Saturday, March 17, 2007

Dangerous and Irrestible

I'll admit it--I was scared. When it was first suggested that I write and maintain a blog about creative writing, I was more than a little intimidated. I've only just begun writing again after many years of silence. I'm too much of a beginner to pose as an expert, I reasoned. But more than this, I didn't like the idea of all my words, my writing, myself, out there, exposed. It is the "World Wide Web" after all. But then I thought about what it has meant for me to start finding my voice after all these years of denying I was a writer. And I felt again the passion I have for others to discover their own writing voices, their own creative selves. I decided to take a risk and see if perhaps this is the next small step in my journey as a writer, a journey I would love to share with you.

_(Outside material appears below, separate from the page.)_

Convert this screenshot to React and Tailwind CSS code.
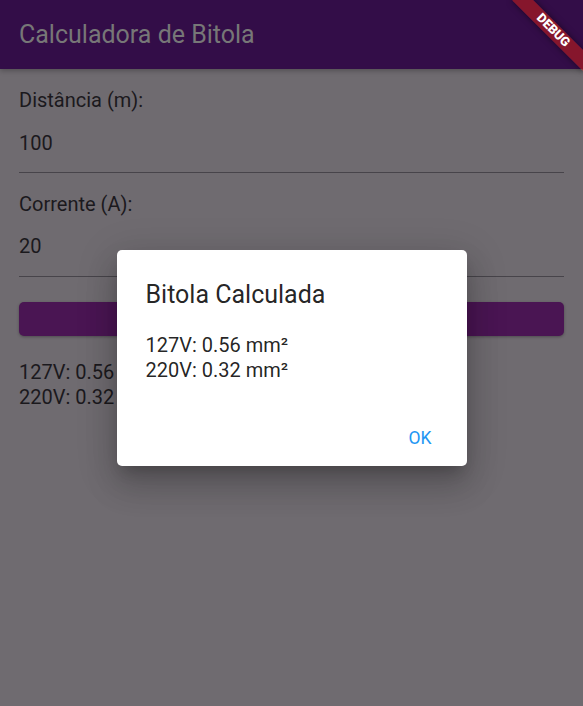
import React from "react";

export default function App() {
  return (
    <div className="relative h-[706px] w-full overflow-hidden bg-[#6f6b70] font-[Roboto,sans-serif]">
      {/* App bar */}
      <header className="flex h-[69px] items-center bg-[#330d48] px-[19px] shadow-[0_2px_5px_rgba(0,0,0,0.25)]">
        <h1 className="text-[25px] leading-[30px] font-normal text-[#777777]">Calculadora de Bitola</h1>
      </header>

      {/* Body */}
      <main className="flex flex-col px-[19px] pt-[19px] text-[20px] leading-[24.5px] text-[#1b191d]">
        <div>Distância (m):</div>
        <div className="border-b border-[#47444a] pt-[18px] pb-[17px]">100</div>
        <div className="mt-[19px]">Corrente (A):</div>
        <div className="border-b border-[#47444a] pt-[17.5px] pb-[17px]">20</div>
        <button className="mt-[25px] flex h-[34px] items-center justify-center rounded-[5px] bg-[#4a1553] text-[17.5px] font-medium text-[#757575] shadow-[0_1px_3px_rgba(0,0,0,0.3)]">
          Calcular
        </button>
        <div className="mt-[24.5px]">
          <div>127V: 0.56 mm²</div>
          <div>220V: 0.32 mm²</div>
        </div>
      </main>

      {/* Dialog */}
      <div className="absolute inset-0 flex items-start justify-center pt-[250px]">
        <div className="flex h-[216px] w-[350px] flex-col rounded-[5px] bg-white pl-[29px] pr-[10px] pt-[30px] pb-[10px] text-[rgba(0,0,0,0.87)] shadow-[0_10px_14px_-6px_rgba(0,0,0,0.2),0_20px_32px_2px_rgba(0,0,0,0.14),0_8px_38px_6px_rgba(0,0,0,0.12)]">
          <h2 className="text-[25px] leading-[30.4px] font-normal">Bitola Calculada</h2>
          <div className="mt-[23px] text-[20px] leading-[24.5px]">
            <div>127V: 0.56 mm²</div>
            <div>220V: 0.32 mm²</div>
          </div>
          <div className="mt-auto flex justify-end">
            <button className="flex h-[36px] items-center justify-center pr-[25px] text-[17.5px] font-normal text-[#2196f3]">
              OK
            </button>
          </div>
        </div>
      </div>

      {/* Debug banner */}
      <div className="absolute left-[503px] top-[22.5px] flex h-[15px] w-[100px] rotate-45 items-center justify-center bg-[#b71c1c]/[0.63] shadow-[0_0_6px_rgba(0,0,0,0.5)]">
        <span className="text-[12.75px] leading-none font-black text-white">DEBUG</span>
      </div>
    </div>
  );
}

I have found writing to be like walking along a craigy shoreline. One moment I'm giddy with joy and the next shaking with insecurity. There's something amazingly powerful about the act of putting thoughts and feelings into words. Writing (or any other art form) allows us to discover ourselves. And it teaches us a way to live in wonder. But it's scary. For the words go forward, lining up one after another, strung into sentences, telling any reader who comes along that this is how I see the world, and this is how I feel, and this is what I know. And there's a risk. The reader may say, "You're wrong. The world is nothing like that. Your feelings are strange. Your knowledge is incorrect or dangerous." Or perhaps even more terrifying, the reader may simply say, "You're just not good enough."

Sometimes this risk feels immobilizing. (Like when I'm trying to write my first blog post!) But I keep walking this rocky path, compelled by the hope of another view of the crashing waves. (Like the discovery that I might, possibly, like this blogging business.)

I think many of you know what I'm talking about. You feel the same urge--this drive to make a story, or a poem, or a letter or an essay--to find some way to tell how the world is for you. And you also feel those same reservations--the insecurities about revealing yourself, the fears about what might be uncovered.

If what I've said resonates with you, if you have even a small and hidden longing to write or (as I like to say) "to try writing," I want to urge you to listen to that little longing. It is important. It has something to tell you. Our longings have something to teach us. And I have not found many teachers more powerful than this longing to create, to write, to find a voice that tells who I am.

Now if I have your interest, let me make two suggestions, beginner to beginner:

1) Start writing. Write every day. Write bad stuff. Write self-absorbed poems about your toenails. Write about letters to your pets. Write silly stories for your kids. Write grocery lists for your great, great, great, great grandchildren. Write to let yourself slowly believe that you are, indeed, a writer.Here's a suggested"assignment": Write about a time you took a risk. Tell the story so that others can sense the fear, force your words to tell how you really felt, what you truly experienced.

2) Join a community of writers. We have a writing group that meets at Oak Hills one Saturday night a month, from 8:30-10:30 p.m. Our next meeting is April 14, and we'd love for you to join us.I also hope this blog can also as an extension of that community. I hope that in this space we can encourage each other to find a way through fear to our own voices, to our own craigy shorelines. To that end, I imagine us hashing through all manner of things related to creative writing. I'd really like this to be a conversation with you --about what drives you and what stymies you, what inspires, what stops you cold in your tracks. I want to talk with you about great writings and great writers we want to learn from. I want to write with you. So please, don't be afraid to WRITE back.

So here I am. Ready to click "publish" on this first post. Pretty scared and insecure, but also, excited to imagine I might find others who will walk with me on this dangerous but irrestible journey.